Now the study showed that a lumbar support belt can reduce the back’s range of motion. So we think it could help workers protect these structures.
The third mechanism concerns workers whose pain is aggravated just by standing or sitting for a long time. It appears that this happens faster in people who activate the muscles surrounding the lumbar region more to protect it from pain and new injuries. This activation compresses the vertebral column. When you remain in this position for a long time, the intervertebral discs and other structures, such as the articular surfaces, are compressed and that can create pain in people with injuries that do not react well to this kind of loading of the lumbar spine.
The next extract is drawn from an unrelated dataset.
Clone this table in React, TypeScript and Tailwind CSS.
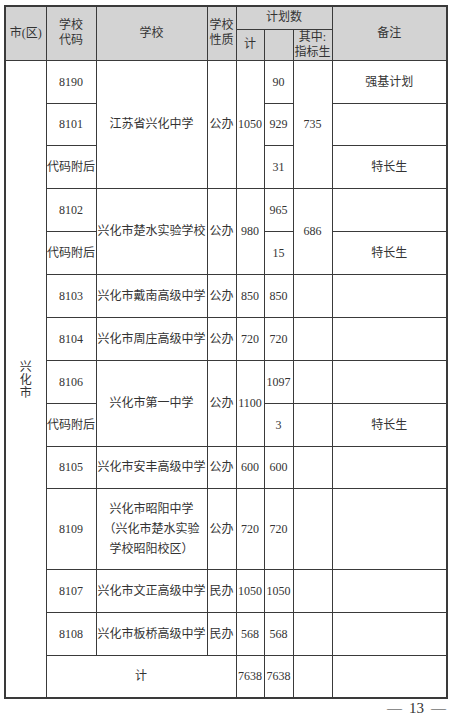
import React from 'react'

const font = { fontFamily: '"Liberation Serif", "Noto Sans CJK SC", serif' }

type CellProps = {
  children?: React.ReactNode
  rs?: number
  cs?: number
  head?: boolean
  className?: string
}

function Td({ children, rs, cs, head, className = '' }: CellProps) {
  return (
    <td
      rowSpan={rs}
      colSpan={cs}
      className={`border-[1.5px] border-[#3a3a3a] p-0 text-center align-middle text-[12px] ${
        head ? 'bg-[#d3d3d3] leading-[15px]' : 'leading-[20px]'
      } ${className}`}
    >
      {children}
    </td>
  )
}

export default function App() {
  return (
    <div className="relative h-[718px] w-[454px] overflow-hidden bg-white text-[#333]" style={font}>
      <div className="pl-[4px] pt-[5px]">
        <table className="w-[442px] table-fixed border-collapse border-2 border-[#3a3a3a]">
          <colgroup>
            <col className="w-[41px]" />
            <col className="w-[50px]" />
            <col className="w-[111px]" />
            <col className="w-[29px]" />
            <col className="w-[28px]" />
            <col className="w-[29px]" />
            <col className="w-[39px]" />
            <col className="w-[115px]" />
          </colgroup>
          <thead>
            <tr className="h-[23px]">
              <Td head rs={2}>市(区)</Td>
              <Td head rs={2}>学校<br />代码</Td>
              <Td head rs={2}>学校</Td>
              <Td head rs={2}>学校<br />性质</Td>
              <Td head cs={3}>计划数</Td>
              <Td head rs={2}>备注</Td>
            </tr>
            <tr className="h-[31px]">
              <Td head>计</Td>
              <Td head></Td>
              <Td head>其中:<br />指标生</Td>
            </tr>
          </thead>
          <tbody>
            <tr className="h-[43px]">
              <Td rs={14}>
                <div className="flex flex-col items-center pt-[4px] leading-[13px]">
                  <span>兴</span>
                  <span>化</span>
                  <span>市</span>
                </div>
              </Td>
              <Td>8190</Td>
              <Td rs={3}>江苏省兴化中学</Td>
              <Td rs={3}>公办</Td>
              <Td rs={3}>1050</Td>
              <Td>90</Td>
              <Td rs={3}>735</Td>
              <Td>强基计划</Td>
            </tr>
            <tr className="h-[42px]">
              <Td>8101</Td>
              <Td>929</Td>
              <Td></Td>
            </tr>
            <tr className="h-[43px]">
              <Td>代码附后</Td>
              <Td>31</Td>
              <Td>特长生</Td>
            </tr>
            <tr className="h-[43px]">
              <Td>8102</Td>
              <Td rs={2}>兴化市楚水实验学校</Td>
              <Td rs={2}>公办</Td>
              <Td rs={2}>980</Td>
              <Td>965</Td>
              <Td rs={2}>686</Td>
              <Td></Td>
            </tr>
            <tr className="h-[43px]">
              <Td>代码附后</Td>
              <Td>15</Td>
              <Td>特长生</Td>
            </tr>
            <tr className="h-[43px]">
              <Td>8103</Td>
              <Td>兴化市戴南高级中学</Td>
              <Td>公办</Td>
              <Td>850</Td>
              <Td>850</Td>
              <Td></Td>
              <Td></Td>
            </tr>
            <tr className="h-[43px]">
              <Td>8104</Td>
              <Td>兴化市周庄高级中学</Td>
              <Td>公办</Td>
              <Td>720</Td>
              <Td>720</Td>
              <Td></Td>
              <Td></Td>
            </tr>
            <tr className="h-[43px]">
              <Td>8106</Td>
              <Td rs={2}>兴化市第一中学</Td>
              <Td rs={2}>公办</Td>
              <Td rs={2}>1100</Td>
              <Td>1097</Td>
              <Td></Td>
              <Td></Td>
            </tr>
            <tr className="h-[43px]">
              <Td>代码附后</Td>
              <Td>3</Td>
              <Td></Td>
              <Td>特长生</Td>
            </tr>
            <tr className="h-[42px]">
              <Td>8105</Td>
              <Td>兴化市安丰高级中学</Td>
              <Td>公办</Td>
              <Td>600</Td>
              <Td>600</Td>
              <Td></Td>
              <Td></Td>
            </tr>
            <tr className="h-[81px]">
              <Td>8109</Td>
              <Td>
                兴化市昭阳中学<br />（兴化市楚水实验<br />学校昭阳校区）
              </Td>
              <Td>公办</Td>
              <Td>720</Td>
              <Td>720</Td>
              <Td></Td>
              <Td></Td>
            </tr>
            <tr className="h-[43px]">
              <Td>8107</Td>
              <Td>兴化市文正高级中学</Td>
              <Td>民办</Td>
              <Td>1050</Td>
              <Td>1050</Td>
              <Td></Td>
              <Td></Td>
            </tr>
            <tr className="h-[43px]">
              <Td>8108</Td>
              <Td>兴化市板桥高级中学</Td>
              <Td>民办</Td>
              <Td>568</Td>
              <Td>568</Td>
              <Td></Td>
              <Td></Td>
            </tr>
            <tr className="h-[43px]">
              <Td cs={3}>计</Td>
              <Td>7638</Td>
              <Td>7638</Td>
              <Td></Td>
              <Td></Td>
            </tr>
          </tbody>
        </table>
      </div>
      <div className="flex justify-end gap-[7px] pr-[8px] pt-[1px] text-[15px] leading-[17px] text-[#333]">
        <span>—</span>
        <span>13</span>
        <span>—</span>
      </div>
    </div>
  )
}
In our study, we showed that a lumbar support belt can help reduce this muscle activation.
“One might think that a lumbar support belt is suitable only for people who bend over often or have to perform very heavy tasks, but that’s not true at all. It can also be beneficial for people who do light manual tasks, in an office or on a computer,” explains Christian Larivière.
The upcoming randomized, controlled trial is a major project and it will probably be two or three years before it even starts. The psychological aspects will still be an integral part, with the same parameters. In particular, the researchers want to assess subjects’ adherence to the treatment, which is always a problem when the time comes to put recommendations into practice. However, in the meantime, they still think that a lumbar support belt can be used as a short-term measure during a gradual reintegration back at work, since everything indicates that wearing one relieves and reassures workers, while protecting their backs.